The reason the formula is a secret, insists every farmer Farm Press spoke to regarding this story, is so USDA can manipulate the world market price any way it wants.

"It's a secret because what they're fostering goes against economic laws. You can't have prices going up around the world and yet have the world market price go down. That is an impossibility without this so-called black box. They can plug any numbers in they want," says a farmer.

Case for signing up USDA statisticians claim some 2 percent of farmers don't certify their acres through FSA. Thus the reason for USDA estimating total U.S. rice acreage at 3.11 million versus FSA's acreage count of just under 3 million.

That claim, say farmers Farm Press has spoken with, is absurd and further erodes their confidence in USDA's rice numbers.

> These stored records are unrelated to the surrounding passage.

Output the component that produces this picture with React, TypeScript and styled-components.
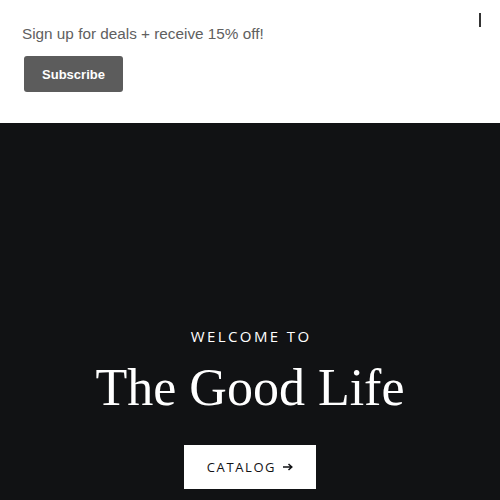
import React from "react";
import styled, { createGlobalStyle } from "styled-components";

const Global = createGlobalStyle`
  html, body { margin: 0; padding: 0; background: #111214; }
  #root { width: 500px; height: 500px; overflow: hidden; }
`;

const Page = styled.div`
  width: 500px;
  height: 500px;
  display: flex;
  flex-direction: column;
`;

const Banner = styled.div`
  position: relative;
  background: #ffffff;
  height: 123px;
  box-sizing: border-box;
  padding: 24px 22px 0;
  display: flex;
  flex-direction: column;
  align-items: flex-start;
`;

const BannerText = styled.p`
  margin: 0;
  font-family: "Liberation Sans", Arial, sans-serif;
  font-size: 15.3px;
  line-height: 20px;
  color: #606060;
`;

const SubscribeButton = styled.button`
  margin: 12px 0 0 2px;
  width: 99px;
  height: 36px;
  border: none;
  border-radius: 3px;
  background: #5c5c5c;
  color: #ffffff;
  font-family: "Liberation Sans", Arial, sans-serif;
  font-weight: 700;
  font-size: 13px;
  cursor: pointer;
`;

const CloseMark = styled.span`
  position: absolute;
  top: 13px;
  left: 479px;
  width: 2px;
  height: 14px;
  background: #333333;
`;

const Hero = styled.section`
  flex: 1;
  background: #111214;
  display: flex;
  flex-direction: column;
  align-items: center;
  justify-content: flex-end;
  padding-bottom: 11px;
`;

const Eyebrow = styled.div`
  font-family: "Open Sans", "Liberation Sans", sans-serif;
  font-size: 15px;
  font-weight: 500;
  letter-spacing: 2.4px;
  color: #ffffff;
  line-height: 20px;
  margin-right: -2.4px;
`;

const Title = styled.h1`
  margin: 12px 0 0;
  font-family: "Liberation Serif", "Times New Roman", serif;
  font-weight: 400;
  font-size: 52px;
  line-height: 60px;
  color: #ffffff;
`;

const CatalogButton = styled.a`
  margin-top: 27px;
  width: 132px;
  height: 44px;
  background: #ffffff;
  color: #111214;
  display: flex;
  align-items: center;
  justify-content: center;
  gap: 7px;
  font-family: "Open Sans", "Liberation Sans", sans-serif;
  font-size: 13px;
  font-weight: 500;
  letter-spacing: 1.6px;
  text-decoration: none;
`;

const Arrow = styled.svg`
  width: 10px;
  height: 10px;
`;

export default function App() {
  return (
    <Page>
      <Global />
      <Banner>
        <BannerText>Sign up for deals + receive 15% off!</BannerText>
        <SubscribeButton>Subscribe</SubscribeButton>
        <CloseMark />
      </Banner>
      <Hero>
        <Eyebrow>WELCOME TO</Eyebrow>
        <Title>The Good Life</Title>
        <CatalogButton href="#">
          CATALOG
          <Arrow viewBox="0 0 10 10">
            <path d="M0 5H8.5M5.5 2L8.8 5L5.5 8" stroke="#111214" strokeWidth="1.5" fill="none" />
          </Arrow>
        </CatalogButton>
      </Hero>
    </Page>
  );
}
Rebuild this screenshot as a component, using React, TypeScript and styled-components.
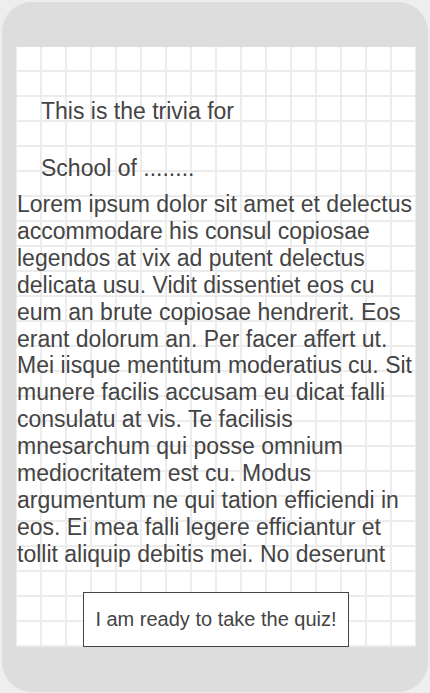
import React from "react";
import styled, { createGlobalStyle } from "styled-components";

const Global = createGlobalStyle`
  html, body {
    margin: 0;
    padding: 0;
    background: #eeeeee;
  }
  body {
    font-family: "Liberation Sans", Arial, sans-serif;
  }
`;

const Phone = styled.div`
  box-sizing: border-box;
  margin: 2px;
  width: 426px;
  height: 690px;
  border-radius: 30px;
  background: #dddddd;
  padding: 45px 12px 45px 14px;
`;

const Screen = styled.div`
  box-sizing: border-box;
  width: 400px;
  height: 600px;
  display: flex;
  flex-direction: column;
  background-color: #ffffff;
  background-image:
    linear-gradient(to right, #ececec 2px, transparent 2px),
    linear-gradient(to bottom, #ececec 2px, transparent 2px);
  background-size: 25px 25px;
  background-position: 24px 23px;
  color: #444444;
  overflow: hidden;
`;

const Intro = styled.div`
  display: flex;
  flex-direction: column;
  gap: 30px;
  padding: 51px 25px 0;
`;

const IntroLine = styled.p`
  margin: 0;
  font-size: 23px;
  line-height: normal;
`;

const Body = styled.p`
  margin: 9px 0 0;
  padding: 0 2px 0 1px;
  font-size: 23px;
  line-height: 26.9px;
`;

const Actions = styled.div`
  margin-top: auto;
  display: flex;
  justify-content: center;
`;

const ReadyButton = styled.button`
  box-sizing: border-box;
  height: 55px;
  padding: 0 11px;
  border: 1px solid #444444;
  background: #ffffff;
  color: #444444;
  font-family: "Liberation Sans", Arial, sans-serif;
  font-size: 20px;
  cursor: pointer;
`;

export default function App() {
  return (
    <>
      <Global />
      <Phone>
        <Screen>
          <Intro>
            <IntroLine>This is the trivia for</IntroLine>
            <IntroLine>School of ........</IntroLine>
          </Intro>
          <Body>
            Lorem ipsum dolor sit amet et delectus accommodare his consul copiosae
            legendos at vix ad putent delectus delicata usu. Vidit dissentiet eos cu
            eum an brute copiosae hendrerit. Eos erant dolorum an. Per facer affert ut.
            Mei iisque mentitum moderatius cu. Sit munere facilis accusam eu dicat falli
            consulatu at vis. Te facilisis mnesarchum qui posse omnium mediocritatem est
            cu. Modus argumentum ne qui tation efficiendi in eos. Ei mea falli legere
            efficiantur et tollit aliquip debitis mei. No deserunt
          </Body>
          <Actions>
            <ReadyButton>I am ready to take the quiz!</ReadyButton>
          </Actions>
        </Screen>
      </Phone>
    </>
  );
}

Why? Look at a scenario involving a man farming 250 acres of rice.

The farmer is allowed around $23,000 in a government transition payment. That means his 250 acres of rice will max out the transition payment.

If he doesn't sign up with FSA, he gets no payment at all. But the last two years, farmers have gotten not one, but two payments. The average total per farmer/entity for the last two years has been $45,000 annually.

The LDP on rice currently is about $1.40 per bushel. If the farmer produces 250 acres of rice and comes up with a conservative yield of 120 bushels, he'll end up with 30,000 bushels. Multiply that times $1.40 and the farmer is due $42,000.

Add the $45,000 to that and the farmer potentially leaves $87,000 on the table if he doesn't certify his acres.

"You find me one farmer who hasn't signed up. How insane is that? We've been trading for the last two years under loan," says a market observer.

"The Arkansas Statistical Service called me the week before last and asked how many acres of rice I planted. I said, `Why are you asking me? All you have to do is get the numbers from FSA,'" says a farmer from east central Arkansas.